Data excerpts:

-- begin --

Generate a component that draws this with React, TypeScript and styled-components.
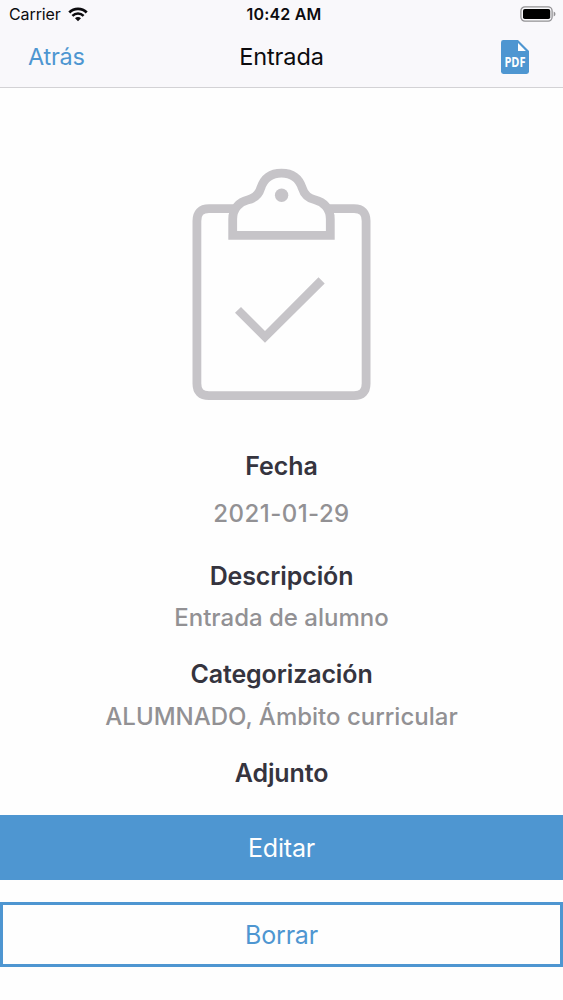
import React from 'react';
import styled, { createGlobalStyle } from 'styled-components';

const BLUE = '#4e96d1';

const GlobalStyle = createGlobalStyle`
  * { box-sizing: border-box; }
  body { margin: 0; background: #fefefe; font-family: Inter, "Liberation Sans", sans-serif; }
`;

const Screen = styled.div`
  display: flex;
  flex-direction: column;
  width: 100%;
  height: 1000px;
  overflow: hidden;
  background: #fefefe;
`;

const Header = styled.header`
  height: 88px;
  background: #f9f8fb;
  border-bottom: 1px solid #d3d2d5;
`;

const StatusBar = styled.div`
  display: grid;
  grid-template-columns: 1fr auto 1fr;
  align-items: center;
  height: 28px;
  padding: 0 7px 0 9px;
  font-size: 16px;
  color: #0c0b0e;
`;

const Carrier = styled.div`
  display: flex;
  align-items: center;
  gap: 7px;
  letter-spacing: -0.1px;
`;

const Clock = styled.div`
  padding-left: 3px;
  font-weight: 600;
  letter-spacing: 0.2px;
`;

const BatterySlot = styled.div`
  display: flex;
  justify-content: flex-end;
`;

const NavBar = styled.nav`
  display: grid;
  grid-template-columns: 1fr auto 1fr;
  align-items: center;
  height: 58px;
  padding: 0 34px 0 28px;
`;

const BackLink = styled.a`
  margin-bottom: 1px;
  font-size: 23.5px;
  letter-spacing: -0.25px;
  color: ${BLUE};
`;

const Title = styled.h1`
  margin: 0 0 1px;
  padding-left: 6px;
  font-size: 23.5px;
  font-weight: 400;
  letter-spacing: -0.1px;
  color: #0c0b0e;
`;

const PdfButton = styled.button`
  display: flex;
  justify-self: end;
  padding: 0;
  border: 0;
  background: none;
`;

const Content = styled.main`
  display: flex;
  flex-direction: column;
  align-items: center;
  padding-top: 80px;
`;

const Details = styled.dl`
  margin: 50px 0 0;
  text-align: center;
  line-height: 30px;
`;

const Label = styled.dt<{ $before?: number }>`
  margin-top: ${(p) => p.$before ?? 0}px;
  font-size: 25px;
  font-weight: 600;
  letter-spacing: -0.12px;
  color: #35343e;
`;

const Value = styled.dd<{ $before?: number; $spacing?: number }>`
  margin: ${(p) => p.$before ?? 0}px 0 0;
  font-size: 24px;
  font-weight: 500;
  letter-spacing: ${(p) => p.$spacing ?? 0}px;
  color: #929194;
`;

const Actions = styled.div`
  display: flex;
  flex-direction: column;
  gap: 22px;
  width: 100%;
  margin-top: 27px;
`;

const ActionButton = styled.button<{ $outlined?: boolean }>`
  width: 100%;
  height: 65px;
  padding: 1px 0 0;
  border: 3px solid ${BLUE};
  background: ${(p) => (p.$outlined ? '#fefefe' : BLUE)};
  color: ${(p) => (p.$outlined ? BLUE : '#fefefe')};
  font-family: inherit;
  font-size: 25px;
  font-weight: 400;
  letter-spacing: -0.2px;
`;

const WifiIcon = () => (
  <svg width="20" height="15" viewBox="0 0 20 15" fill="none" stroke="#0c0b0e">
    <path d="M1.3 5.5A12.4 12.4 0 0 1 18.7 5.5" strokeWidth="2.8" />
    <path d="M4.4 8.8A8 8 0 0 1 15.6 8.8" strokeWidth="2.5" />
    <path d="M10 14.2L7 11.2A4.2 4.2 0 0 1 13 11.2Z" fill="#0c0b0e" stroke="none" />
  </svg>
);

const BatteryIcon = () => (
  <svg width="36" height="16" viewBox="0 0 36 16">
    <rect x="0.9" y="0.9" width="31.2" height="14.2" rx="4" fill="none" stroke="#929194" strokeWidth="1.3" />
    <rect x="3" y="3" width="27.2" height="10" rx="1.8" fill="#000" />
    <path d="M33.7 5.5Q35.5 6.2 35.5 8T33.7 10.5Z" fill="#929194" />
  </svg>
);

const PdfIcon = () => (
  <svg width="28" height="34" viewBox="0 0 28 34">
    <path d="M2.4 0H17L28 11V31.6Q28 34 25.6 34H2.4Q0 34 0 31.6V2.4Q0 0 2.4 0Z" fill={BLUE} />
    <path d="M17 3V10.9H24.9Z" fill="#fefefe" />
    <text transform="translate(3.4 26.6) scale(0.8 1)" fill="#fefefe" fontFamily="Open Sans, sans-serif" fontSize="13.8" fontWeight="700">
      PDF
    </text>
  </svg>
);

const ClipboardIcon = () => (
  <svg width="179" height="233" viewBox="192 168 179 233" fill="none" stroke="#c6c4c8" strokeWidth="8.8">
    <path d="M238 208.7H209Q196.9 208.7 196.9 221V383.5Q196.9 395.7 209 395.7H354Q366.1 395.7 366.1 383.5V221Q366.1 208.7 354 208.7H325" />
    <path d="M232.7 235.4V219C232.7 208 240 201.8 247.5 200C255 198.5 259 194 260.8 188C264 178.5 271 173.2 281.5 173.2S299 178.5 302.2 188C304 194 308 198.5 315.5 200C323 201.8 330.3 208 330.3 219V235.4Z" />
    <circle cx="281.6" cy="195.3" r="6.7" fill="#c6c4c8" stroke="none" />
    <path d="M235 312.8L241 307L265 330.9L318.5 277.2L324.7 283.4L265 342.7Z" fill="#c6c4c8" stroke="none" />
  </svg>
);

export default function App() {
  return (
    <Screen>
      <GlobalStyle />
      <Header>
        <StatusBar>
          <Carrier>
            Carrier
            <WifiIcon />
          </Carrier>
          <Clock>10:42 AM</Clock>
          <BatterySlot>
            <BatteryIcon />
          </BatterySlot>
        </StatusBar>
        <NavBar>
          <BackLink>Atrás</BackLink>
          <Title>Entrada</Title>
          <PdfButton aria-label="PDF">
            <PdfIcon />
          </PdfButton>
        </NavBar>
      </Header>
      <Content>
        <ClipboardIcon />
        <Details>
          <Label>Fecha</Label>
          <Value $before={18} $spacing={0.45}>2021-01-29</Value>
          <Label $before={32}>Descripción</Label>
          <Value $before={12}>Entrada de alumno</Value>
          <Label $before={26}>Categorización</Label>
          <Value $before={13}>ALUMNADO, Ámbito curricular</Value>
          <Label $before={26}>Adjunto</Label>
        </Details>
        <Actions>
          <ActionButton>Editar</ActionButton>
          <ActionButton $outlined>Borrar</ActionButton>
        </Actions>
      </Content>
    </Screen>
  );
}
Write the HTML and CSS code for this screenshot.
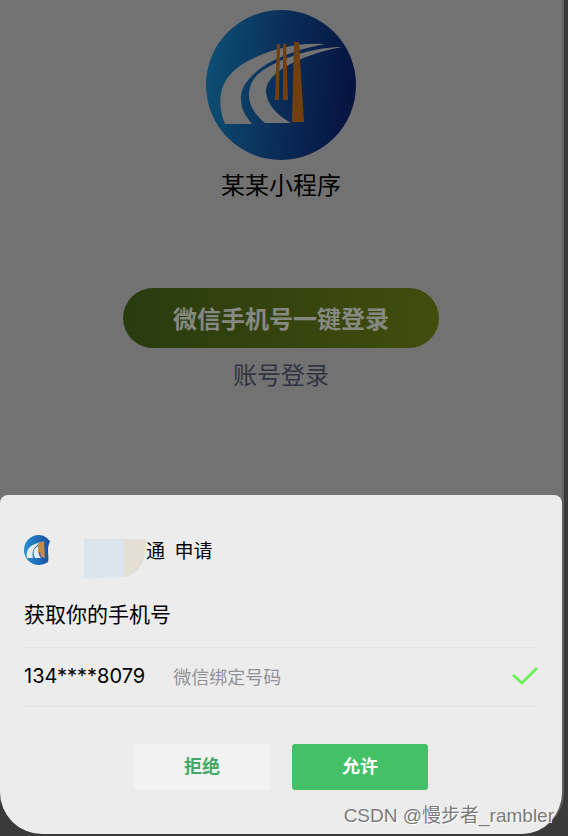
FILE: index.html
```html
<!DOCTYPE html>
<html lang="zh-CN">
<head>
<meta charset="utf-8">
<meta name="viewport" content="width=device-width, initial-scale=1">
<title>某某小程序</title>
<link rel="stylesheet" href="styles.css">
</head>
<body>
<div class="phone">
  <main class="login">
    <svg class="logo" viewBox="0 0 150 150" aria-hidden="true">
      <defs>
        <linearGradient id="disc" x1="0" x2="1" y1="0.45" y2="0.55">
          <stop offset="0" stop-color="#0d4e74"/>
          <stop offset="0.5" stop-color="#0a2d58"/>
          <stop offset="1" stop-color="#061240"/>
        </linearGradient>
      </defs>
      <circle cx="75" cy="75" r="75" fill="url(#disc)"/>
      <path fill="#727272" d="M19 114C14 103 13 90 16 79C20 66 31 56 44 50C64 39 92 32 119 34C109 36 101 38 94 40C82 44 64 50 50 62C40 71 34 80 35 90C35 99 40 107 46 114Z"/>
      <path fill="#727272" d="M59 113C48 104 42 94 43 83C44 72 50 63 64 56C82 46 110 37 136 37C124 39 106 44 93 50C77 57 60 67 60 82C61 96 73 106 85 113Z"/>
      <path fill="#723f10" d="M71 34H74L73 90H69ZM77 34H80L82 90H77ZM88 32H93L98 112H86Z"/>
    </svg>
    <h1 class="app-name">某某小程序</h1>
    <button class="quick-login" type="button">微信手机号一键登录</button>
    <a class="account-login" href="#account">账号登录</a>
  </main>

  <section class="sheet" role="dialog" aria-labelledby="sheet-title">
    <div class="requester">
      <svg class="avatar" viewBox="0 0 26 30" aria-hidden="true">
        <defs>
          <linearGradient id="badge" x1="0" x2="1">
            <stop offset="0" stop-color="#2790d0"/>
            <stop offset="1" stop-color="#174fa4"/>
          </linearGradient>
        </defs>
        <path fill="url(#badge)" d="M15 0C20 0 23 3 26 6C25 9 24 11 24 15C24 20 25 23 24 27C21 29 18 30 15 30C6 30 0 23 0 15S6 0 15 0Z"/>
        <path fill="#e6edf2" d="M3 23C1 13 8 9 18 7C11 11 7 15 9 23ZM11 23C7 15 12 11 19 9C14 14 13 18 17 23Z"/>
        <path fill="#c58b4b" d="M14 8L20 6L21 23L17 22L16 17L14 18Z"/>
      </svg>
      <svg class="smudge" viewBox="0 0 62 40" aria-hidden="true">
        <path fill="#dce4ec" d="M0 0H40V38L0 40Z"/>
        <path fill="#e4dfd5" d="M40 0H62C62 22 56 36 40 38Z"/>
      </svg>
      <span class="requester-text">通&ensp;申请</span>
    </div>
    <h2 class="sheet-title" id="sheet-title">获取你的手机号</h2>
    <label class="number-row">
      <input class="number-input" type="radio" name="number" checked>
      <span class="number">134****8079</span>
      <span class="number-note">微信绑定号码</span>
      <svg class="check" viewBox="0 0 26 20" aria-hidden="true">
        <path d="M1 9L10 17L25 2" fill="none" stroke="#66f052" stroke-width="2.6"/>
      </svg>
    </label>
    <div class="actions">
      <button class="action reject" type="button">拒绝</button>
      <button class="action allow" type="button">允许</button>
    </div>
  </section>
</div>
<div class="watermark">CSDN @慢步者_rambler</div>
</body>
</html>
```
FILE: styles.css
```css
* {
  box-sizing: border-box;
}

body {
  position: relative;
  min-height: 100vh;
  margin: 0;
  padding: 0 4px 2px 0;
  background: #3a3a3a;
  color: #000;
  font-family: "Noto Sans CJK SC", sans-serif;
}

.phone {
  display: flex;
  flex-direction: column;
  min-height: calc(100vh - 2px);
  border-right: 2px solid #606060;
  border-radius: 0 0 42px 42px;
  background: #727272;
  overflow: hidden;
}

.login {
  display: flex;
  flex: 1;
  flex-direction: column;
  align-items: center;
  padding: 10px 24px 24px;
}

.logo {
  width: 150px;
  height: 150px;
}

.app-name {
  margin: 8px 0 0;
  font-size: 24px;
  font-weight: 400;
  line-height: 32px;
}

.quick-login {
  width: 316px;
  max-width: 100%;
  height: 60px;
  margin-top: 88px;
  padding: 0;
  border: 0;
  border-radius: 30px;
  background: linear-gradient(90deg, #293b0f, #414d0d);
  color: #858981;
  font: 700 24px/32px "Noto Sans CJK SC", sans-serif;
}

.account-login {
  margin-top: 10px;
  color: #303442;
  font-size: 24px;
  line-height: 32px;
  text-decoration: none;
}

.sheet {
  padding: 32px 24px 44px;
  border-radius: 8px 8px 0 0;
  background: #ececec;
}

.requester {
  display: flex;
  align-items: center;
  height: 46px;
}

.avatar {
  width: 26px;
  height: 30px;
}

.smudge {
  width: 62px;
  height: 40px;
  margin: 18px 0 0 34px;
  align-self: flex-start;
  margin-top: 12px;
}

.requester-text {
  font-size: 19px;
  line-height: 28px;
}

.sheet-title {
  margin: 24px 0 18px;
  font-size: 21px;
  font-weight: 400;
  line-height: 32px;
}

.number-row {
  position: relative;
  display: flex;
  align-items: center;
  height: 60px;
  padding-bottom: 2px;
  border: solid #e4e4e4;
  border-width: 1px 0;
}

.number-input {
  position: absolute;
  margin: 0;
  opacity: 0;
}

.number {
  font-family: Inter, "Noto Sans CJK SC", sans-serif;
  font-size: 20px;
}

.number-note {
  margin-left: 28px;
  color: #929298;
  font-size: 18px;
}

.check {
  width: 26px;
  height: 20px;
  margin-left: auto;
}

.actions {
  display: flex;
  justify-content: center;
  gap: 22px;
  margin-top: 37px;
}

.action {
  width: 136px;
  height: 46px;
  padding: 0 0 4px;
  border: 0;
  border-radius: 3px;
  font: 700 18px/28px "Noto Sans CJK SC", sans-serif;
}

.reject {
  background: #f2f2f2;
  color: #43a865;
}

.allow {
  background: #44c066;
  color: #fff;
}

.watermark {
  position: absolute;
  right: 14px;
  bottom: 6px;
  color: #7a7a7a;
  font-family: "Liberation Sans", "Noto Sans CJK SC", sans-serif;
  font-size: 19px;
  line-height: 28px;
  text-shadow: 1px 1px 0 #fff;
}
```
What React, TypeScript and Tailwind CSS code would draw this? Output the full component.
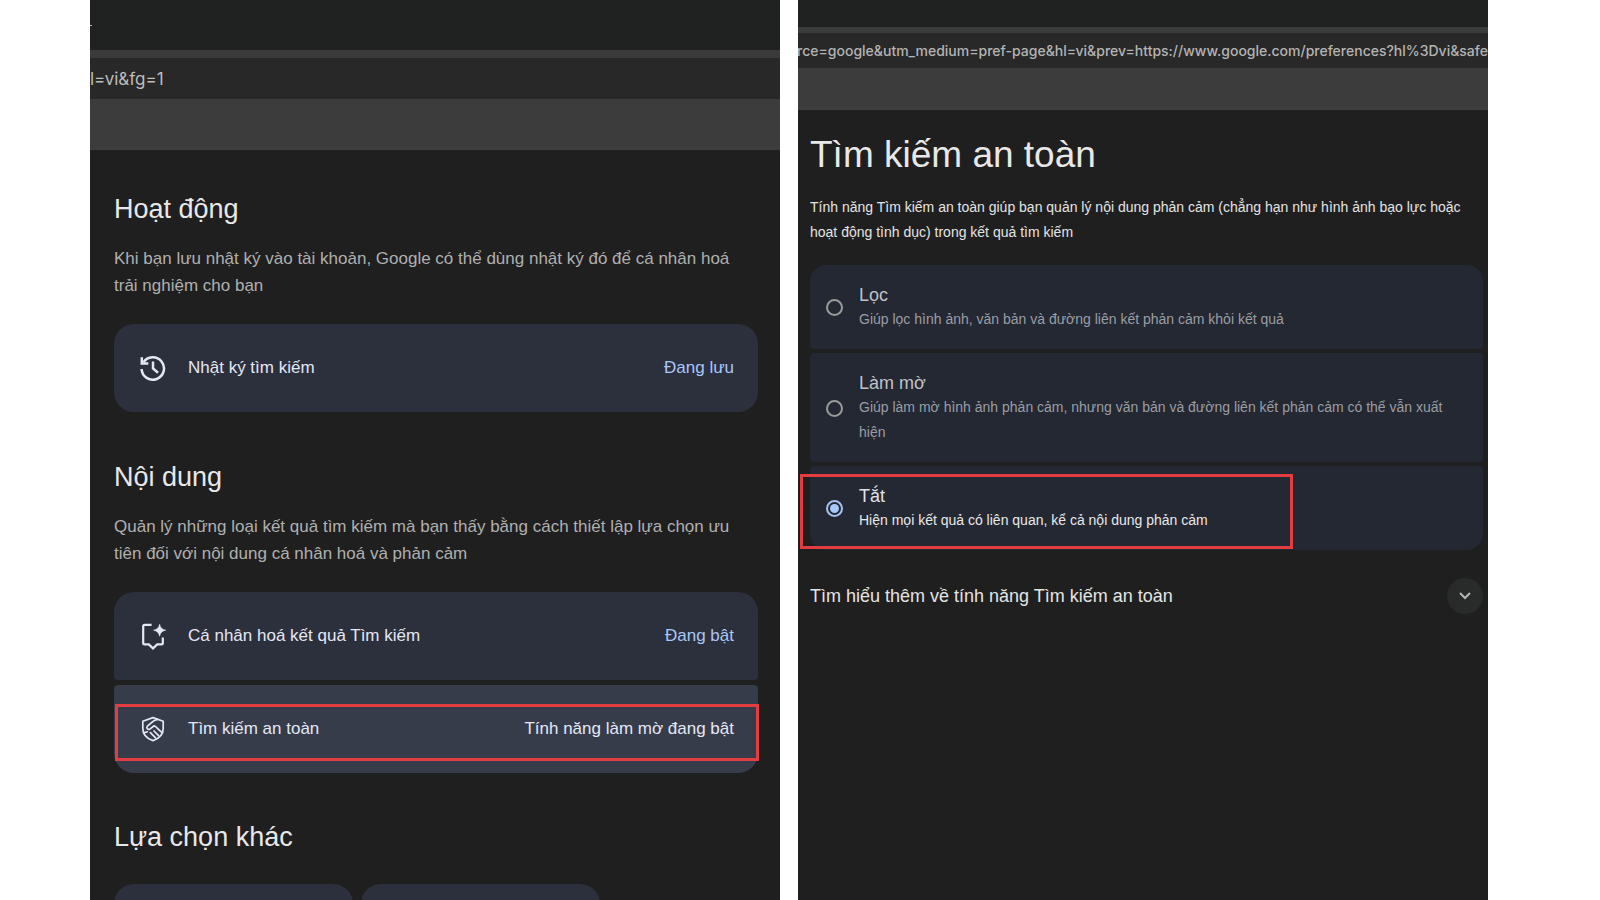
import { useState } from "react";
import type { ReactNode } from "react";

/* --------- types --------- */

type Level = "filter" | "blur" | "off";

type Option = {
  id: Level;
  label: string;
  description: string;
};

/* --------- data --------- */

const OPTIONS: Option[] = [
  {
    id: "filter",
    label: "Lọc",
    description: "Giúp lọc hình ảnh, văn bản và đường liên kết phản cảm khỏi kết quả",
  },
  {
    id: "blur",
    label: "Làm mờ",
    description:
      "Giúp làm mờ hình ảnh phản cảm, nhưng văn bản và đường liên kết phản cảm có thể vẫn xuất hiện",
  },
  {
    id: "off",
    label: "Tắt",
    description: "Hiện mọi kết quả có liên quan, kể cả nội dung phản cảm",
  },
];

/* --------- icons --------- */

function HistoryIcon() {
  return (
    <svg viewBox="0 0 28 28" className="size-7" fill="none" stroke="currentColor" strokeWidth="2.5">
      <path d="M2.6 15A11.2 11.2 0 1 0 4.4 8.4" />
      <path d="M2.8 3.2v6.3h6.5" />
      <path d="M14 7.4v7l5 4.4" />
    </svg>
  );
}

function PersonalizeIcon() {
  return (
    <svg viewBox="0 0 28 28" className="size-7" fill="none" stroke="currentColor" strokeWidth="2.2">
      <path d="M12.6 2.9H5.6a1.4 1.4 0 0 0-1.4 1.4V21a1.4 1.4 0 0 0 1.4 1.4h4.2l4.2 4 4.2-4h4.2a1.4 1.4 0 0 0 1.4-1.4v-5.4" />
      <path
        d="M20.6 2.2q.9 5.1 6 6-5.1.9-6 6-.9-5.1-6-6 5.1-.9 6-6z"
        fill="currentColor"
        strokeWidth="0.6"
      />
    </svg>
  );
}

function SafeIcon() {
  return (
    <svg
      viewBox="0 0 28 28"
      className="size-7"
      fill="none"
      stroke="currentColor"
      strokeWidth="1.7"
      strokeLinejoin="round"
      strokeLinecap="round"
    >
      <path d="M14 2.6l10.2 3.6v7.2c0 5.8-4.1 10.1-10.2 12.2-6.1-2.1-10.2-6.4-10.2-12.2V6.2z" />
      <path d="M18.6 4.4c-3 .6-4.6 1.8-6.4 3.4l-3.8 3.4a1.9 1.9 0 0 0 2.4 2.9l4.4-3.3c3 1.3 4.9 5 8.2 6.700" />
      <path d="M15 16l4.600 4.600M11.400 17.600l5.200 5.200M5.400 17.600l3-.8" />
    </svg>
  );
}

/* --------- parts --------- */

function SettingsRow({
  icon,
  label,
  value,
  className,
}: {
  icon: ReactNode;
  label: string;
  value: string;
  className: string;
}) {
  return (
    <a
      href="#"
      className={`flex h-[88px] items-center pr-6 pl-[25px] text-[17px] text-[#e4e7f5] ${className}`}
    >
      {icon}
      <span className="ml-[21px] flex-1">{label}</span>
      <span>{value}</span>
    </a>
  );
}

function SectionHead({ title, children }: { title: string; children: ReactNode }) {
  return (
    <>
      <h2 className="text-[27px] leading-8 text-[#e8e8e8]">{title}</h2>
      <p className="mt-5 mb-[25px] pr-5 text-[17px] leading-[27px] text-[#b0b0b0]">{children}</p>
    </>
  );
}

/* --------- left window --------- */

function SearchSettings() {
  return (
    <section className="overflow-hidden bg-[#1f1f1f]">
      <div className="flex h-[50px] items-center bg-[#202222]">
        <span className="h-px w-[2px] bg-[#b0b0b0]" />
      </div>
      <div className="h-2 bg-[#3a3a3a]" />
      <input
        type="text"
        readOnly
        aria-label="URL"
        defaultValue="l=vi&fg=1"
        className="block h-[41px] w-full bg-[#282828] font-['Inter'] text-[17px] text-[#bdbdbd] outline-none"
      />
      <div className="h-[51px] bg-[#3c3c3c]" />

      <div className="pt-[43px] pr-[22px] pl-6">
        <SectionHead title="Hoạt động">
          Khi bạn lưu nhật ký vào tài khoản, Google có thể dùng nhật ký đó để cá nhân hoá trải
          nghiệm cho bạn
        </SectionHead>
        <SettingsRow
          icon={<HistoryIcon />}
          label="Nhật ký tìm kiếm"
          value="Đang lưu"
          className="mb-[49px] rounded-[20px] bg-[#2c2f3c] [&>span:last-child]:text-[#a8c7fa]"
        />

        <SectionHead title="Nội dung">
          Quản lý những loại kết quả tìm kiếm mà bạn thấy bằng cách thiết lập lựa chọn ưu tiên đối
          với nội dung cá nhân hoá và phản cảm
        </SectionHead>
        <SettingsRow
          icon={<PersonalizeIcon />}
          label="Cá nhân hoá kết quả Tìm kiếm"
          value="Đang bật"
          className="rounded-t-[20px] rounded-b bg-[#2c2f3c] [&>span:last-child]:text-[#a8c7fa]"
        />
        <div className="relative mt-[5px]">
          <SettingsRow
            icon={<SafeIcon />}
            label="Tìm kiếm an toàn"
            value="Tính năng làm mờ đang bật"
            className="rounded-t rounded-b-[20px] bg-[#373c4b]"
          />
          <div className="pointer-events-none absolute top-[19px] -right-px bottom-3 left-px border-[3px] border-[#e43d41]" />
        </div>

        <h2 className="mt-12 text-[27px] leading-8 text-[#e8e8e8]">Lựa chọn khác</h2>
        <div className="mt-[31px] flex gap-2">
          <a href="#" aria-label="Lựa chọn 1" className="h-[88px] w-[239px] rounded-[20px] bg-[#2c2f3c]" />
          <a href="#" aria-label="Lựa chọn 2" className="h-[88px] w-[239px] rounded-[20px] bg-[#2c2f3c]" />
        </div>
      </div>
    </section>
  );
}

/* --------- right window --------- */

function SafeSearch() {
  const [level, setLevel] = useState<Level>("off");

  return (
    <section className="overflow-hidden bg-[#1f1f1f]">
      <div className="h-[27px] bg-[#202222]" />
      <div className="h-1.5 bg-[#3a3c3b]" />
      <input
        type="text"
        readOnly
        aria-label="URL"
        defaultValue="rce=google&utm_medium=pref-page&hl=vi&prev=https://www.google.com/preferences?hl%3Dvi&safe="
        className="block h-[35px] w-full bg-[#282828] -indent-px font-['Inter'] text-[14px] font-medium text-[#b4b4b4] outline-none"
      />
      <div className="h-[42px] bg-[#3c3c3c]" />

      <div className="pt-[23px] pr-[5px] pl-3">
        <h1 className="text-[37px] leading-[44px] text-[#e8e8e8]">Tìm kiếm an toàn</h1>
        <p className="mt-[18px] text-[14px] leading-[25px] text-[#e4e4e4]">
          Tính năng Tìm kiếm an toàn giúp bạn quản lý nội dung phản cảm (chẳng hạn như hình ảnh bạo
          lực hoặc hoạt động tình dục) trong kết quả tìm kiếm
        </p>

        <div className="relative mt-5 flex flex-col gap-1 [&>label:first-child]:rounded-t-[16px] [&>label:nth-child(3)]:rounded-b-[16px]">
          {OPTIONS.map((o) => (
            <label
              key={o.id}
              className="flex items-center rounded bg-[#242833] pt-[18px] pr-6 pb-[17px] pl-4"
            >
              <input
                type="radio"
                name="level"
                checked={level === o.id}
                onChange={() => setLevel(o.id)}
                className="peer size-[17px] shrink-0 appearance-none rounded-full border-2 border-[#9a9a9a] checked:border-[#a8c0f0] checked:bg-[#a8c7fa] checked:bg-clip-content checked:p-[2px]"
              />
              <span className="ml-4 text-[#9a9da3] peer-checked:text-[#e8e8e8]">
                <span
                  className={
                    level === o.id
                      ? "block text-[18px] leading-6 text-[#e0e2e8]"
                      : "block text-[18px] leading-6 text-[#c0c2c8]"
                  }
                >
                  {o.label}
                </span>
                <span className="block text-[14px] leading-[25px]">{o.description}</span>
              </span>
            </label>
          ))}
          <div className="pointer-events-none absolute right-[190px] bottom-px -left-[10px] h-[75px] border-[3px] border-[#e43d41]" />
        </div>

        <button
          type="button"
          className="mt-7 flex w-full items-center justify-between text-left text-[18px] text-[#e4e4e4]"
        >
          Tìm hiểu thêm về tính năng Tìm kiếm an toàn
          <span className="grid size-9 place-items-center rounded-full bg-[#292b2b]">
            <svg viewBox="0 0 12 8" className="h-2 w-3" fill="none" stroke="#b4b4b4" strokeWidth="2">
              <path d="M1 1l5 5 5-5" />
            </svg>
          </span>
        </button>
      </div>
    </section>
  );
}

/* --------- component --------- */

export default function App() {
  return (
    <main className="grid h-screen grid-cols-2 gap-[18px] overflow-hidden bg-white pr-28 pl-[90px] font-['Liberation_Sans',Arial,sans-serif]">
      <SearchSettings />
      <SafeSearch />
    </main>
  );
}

-- end --

Work required: Collect each line above holding the string "code".

The reply:
Write the HTML and CSS code for this screenshot.
What React, TypeScript and Tailwind CSS code would draw this? Output the full component.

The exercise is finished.